Location: Southern Insect Management ResearchTitle: Demographic parameters of Nezara viridula (L.) (Heteroptera: Pentatomidae) reared on two diets developed for Lygus spp
|STREET, DOUG - Us Forest Service (FS)|
Submitted to: Journal of Insect Science
Publication Type: Peer Reviewed Journal
Publication Acceptance Date: 10/29/2015
Publication Date: 12/21/2015
Publication URL: http://handle.nal.usda.gov/10113/61781
Citation: Portilla, M., Snodgrass, G.L., Street, D., Luttrell, R.G. 2015. Demographic parameters of Nezara viridula (L.) (Heteroptera: Pentatomidae) reared on two diets developed for Lygus spp. Journal of Insect Science. 15(1):165. doi: 10.1093/jisesa/iev144.

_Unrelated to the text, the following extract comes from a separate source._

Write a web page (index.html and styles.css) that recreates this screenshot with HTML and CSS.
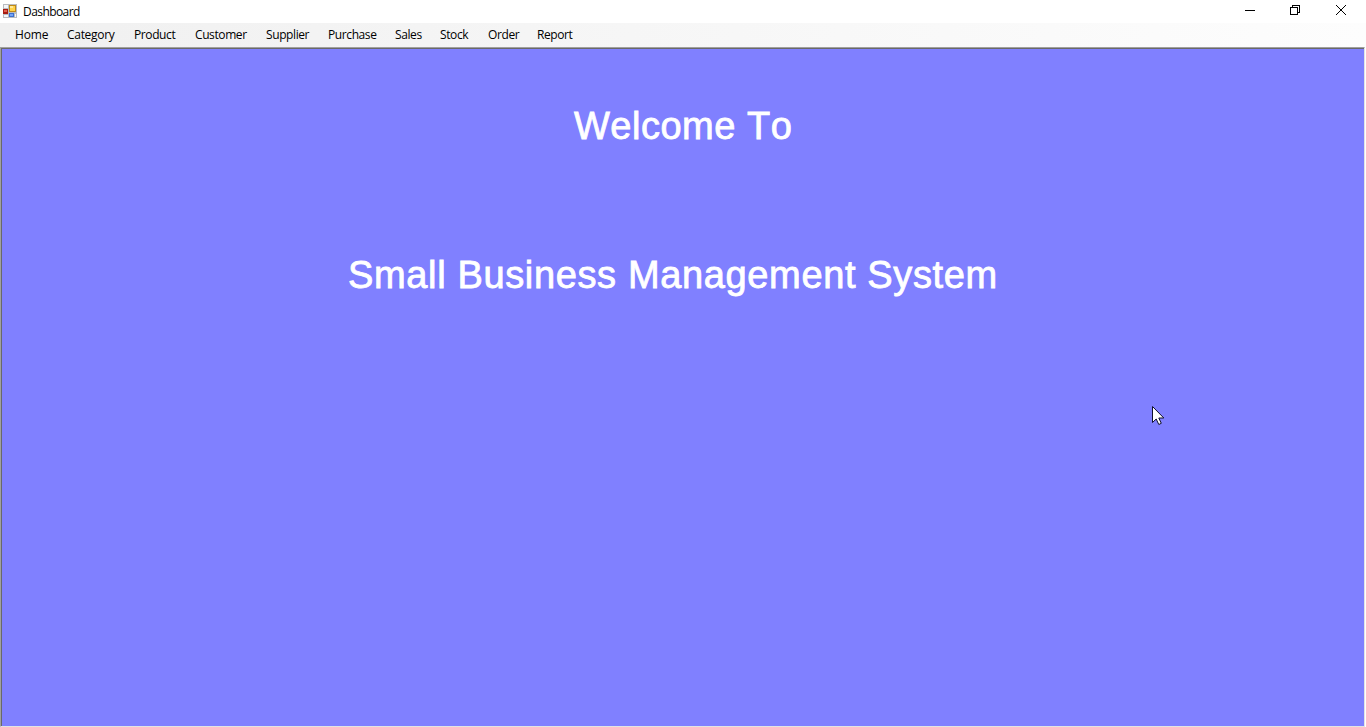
FILE: index.html
```html
<!DOCTYPE html>
<html lang="en">
<head>
<meta charset="utf-8">
<title>Dashboard</title>
<link rel="stylesheet" href="styles.css">
</head>
<body>
<div class="window">
  <header class="titlebar">
    <svg class="app-icon" width="14" height="14" viewBox="0 0 14 14" shape-rendering="crispEdges">
      <path fill="#b9bcc0" d="M0 0h14v14H0z"/>
      <path fill="#f4f6fa" d="M1 1h4v3H1zM1 11h4v2H1zM12 10h1v3h-1z"/>
      <path fill="#a81c12" d="M0 5h5v5H0z"/><path fill="#e2604e" d="M1 6h3v2H1z"/>
      <path fill="#c08a16" d="M6 1h7v7H6z"/><path fill="#ffd34a" d="M7 2h5v5H7z"/><path fill="#ffe99a" d="M7 2h3v2H7z"/>
      <path fill="#3c6fd0" d="M6 9h5v4H6z"/><path fill="#76a5f5" d="M7 10h3v2H7z"/>
    </svg>
    <span class="title">Dashboard</span>
    <div class="controls">
      <svg width="46" height="22" viewBox="0 0 46 22" shape-rendering="crispEdges"><path fill="#000" d="M18 10h10v1H18z"/></svg>
      <svg width="46" height="22" viewBox="0 0 46 22" shape-rendering="crispEdges" fill="none" stroke="#000"><path d="M17.500 7.500h7v7h-7zM19.500 7.500v-2h7v7h-2"/></svg>
      <svg width="46" height="22" viewBox="0 0 46 22" fill="none" stroke="#000"><path d="M17 5l10 10M27 5l-10 10"/></svg>
    </div>
  </header>
  <nav class="menu">
    <span class="item home">Home</span>
    <span class="item category">Category</span>
    <span class="item product">Product</span>
    <span class="item customer">Customer</span>
    <span class="item supplier">Supplier</span>
    <span class="item purchase">Purchase</span>
    <span class="item sales">Sales</span>
    <span class="item stock">Stock</span>
    <span class="item order">Order</span>
    <span class="item report">Report</span>
  </nav>
  <main class="client">
    <h1 class="welcome">Welcome To</h1>
    <h2 class="system">Small Business Management System</h2>
  </main>
  <svg class="cursor" width="14" height="21" viewBox="0 0 14 21"><path fill="#fff" stroke="#10102c" d="M1.500 1.500v16l3.700-3.500 2.600 5.500 2.500-1.200-2.500-5.300h5z"/></svg>
</div>
</body>
</html>
```
FILE: styles.css
```css
body {
  margin: 0;
  overflow: hidden;
}

.window {
  position: relative;
  display: flex;
  flex-direction: column;
  width: 1366px;
  height: 727px;
  background: #fff;
  color: #000;
  font-family: "Open Sans", "Noto Sans", sans-serif;
  font-size: 12px;
  letter-spacing: -0.4px;
}

.titlebar {
  display: flex;
  align-items: flex-start;
  height: 23px;
}

.app-icon {
  margin: 4px 6px 0 3px;
}

.title {
  line-height: 16px;
  margin-top: 4px;
  letter-spacing: -0.57px;
}

.controls {
  display: flex;
  margin-left: auto;
  padding-right: 1px;
}

.menu {
  display: flex;
  height: 24px;
  padding-left: 15px;
  line-height: 24px;
  background: linear-gradient(90deg, #f0f0f0, #fdfdfd);
}

.item {
  white-space: nowrap;
}

.home { width: 52px; letter-spacing: -0.15px; }
.category { width: 67px; letter-spacing: -0.3px; }
.product { width: 61px; }
.customer { width: 71px; }
.supplier { width: 62px; }
.purchase { width: 67px; }
.sales { width: 45px; }
.stock { width: 48px; }
.order { width: 49px; }

.client {
  flex: 1;
  box-sizing: border-box;
  margin-right: 1px;
  border-style: solid;
  border-width: 1px;
  border-color: #a0a0a0 #e3e3e3 #e3e3e3 #a0a0a0;
  box-shadow: inset 1px 1px #696969;
  background: #8080ff;
  color: #fff;
  font-family: "Liberation Sans", Arial, sans-serif;
}

.welcome,
.system {
  margin: 0;
  font-size: 38px;
  font-weight: 400;
  font-kerning: none;
  line-height: 44px;
  white-space: nowrap;
  -webkit-text-stroke: 0.8px #fff;
}

.welcome {
  padding: 56px 0 0 573px;
  letter-spacing: 0.5px;
}

.system {
  padding: 105px 0 0 347px;
  letter-spacing: 0.64px;
}

.cursor {
  position: absolute;
  left: 1151px;
  top: 405px;
}
```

Interpretive Summary: The requirement for plant material to rear N. viridula is expensive and labor intensive. Reduce the cost and increasing reliability and simplicity of its production would greatly enhance biological research and possibly facilitate the production of biological control agents. The objectives of this study were to evaluate two Lygus diets (FYD and DYD) as an alternative food source for rearing N. viridula. The biological and demographic parameters obtained in this investigation confirmed that the Lygus diet FYD has the potential to mass rear N. viridula. The use of raw yolk chicken egg in FYD as a part of a semisolid diet, appeared to satisfy the apparent requirement for protein. However, investigations are needed that examine the potential of this diet for continuous rearing and mass production. Colonies of L. hesperus and L. lineolaris have been maintained on FYD for over 10 years with no detrimental changes of its reproduction. Perhaps N. viridula can be similarly reared on FYD.
Technical Abstract: Two artificial diets developed for rearing Lygus spp., a fresh yolk chicken egg based-diet (FYD) and a dry yolk chicken egg based-diet (DYD), were evaluated as an alternative food source for rearing the southern green stink bug, Nezara viridula (L.) (Heteroptera: Pentatomidae). Survival to adult was 97.3% and 74.67%, respectively, on the fresh and dry yolk diets. Insects fed FYD had 100% survival of nymphs from first through fourth instars. Adult development was significantly shorter on FYD (30.37 ± SE 0.30 days) as compered to DYD (32.77 ± SE 0.16 days). Increased male and female longevity, higher fecundity, and larger egg mass sizes were also observed with N. viridula fed FYD. However, fertility and hatchability was higher on DYD. A complete cohort life table was constructed to describe the development of N. viridula on both diets.